One bowl goes so badly wide, in fact, that Ellen Falkner – giving lessons nearby – kicks it into the ditch at the back of the rink, which is disconcerting. What's that ditch called, I ask our own Bowls England helper?

"It's called a 'ditch'" he replies.

And yet, as Honnor had predicted earlier, we quickly "get the bug for it – 'I want to be better!'" The girls turn fiercely competitive, and I'm determined to recapture that initial flash of genius. I change stance, but my next wood bounces rather than rolls, plopping horribly short. "That," says the bloke next to me, "was like the Dambusters."

Not that the scores really matter, as it's all thoroughly festive, and the event achieves its various goals. Umpteen bowls virgins have a crack at the jack and the food and booze stands stay busy throughout – even the DJ turned up eventually.
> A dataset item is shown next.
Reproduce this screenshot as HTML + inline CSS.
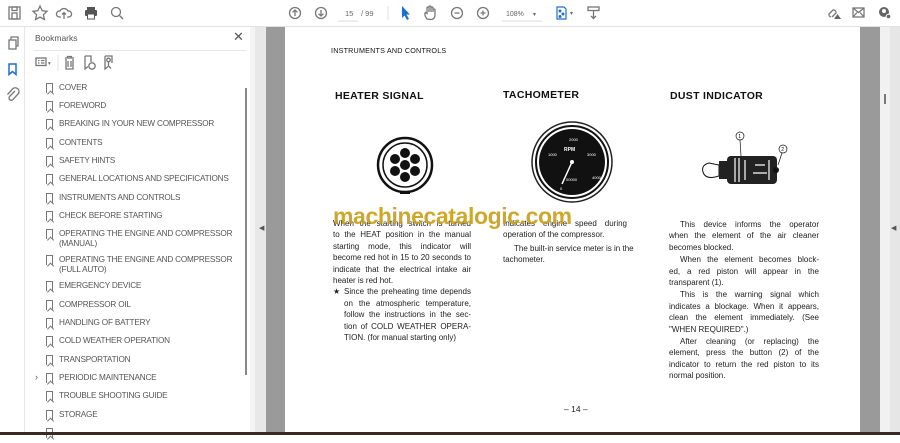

It's hard to imagine many of these punters entering a proper club in the near future, but they'll try the Barefoot variety again. Well, they might have to. "This model can be transferred anywhere," says Will Goy. "Stags, hens, summertime parties, corporates, weddings…"

Darkness falls, and as we head to the afterparty – which must be novel for bowls events, too – I notice something heartening. Over on a far corner of the green, lit only by moonlight, one team have carried on regardless, still rolling down some fat ones. Looks like we've found a few converts, at least.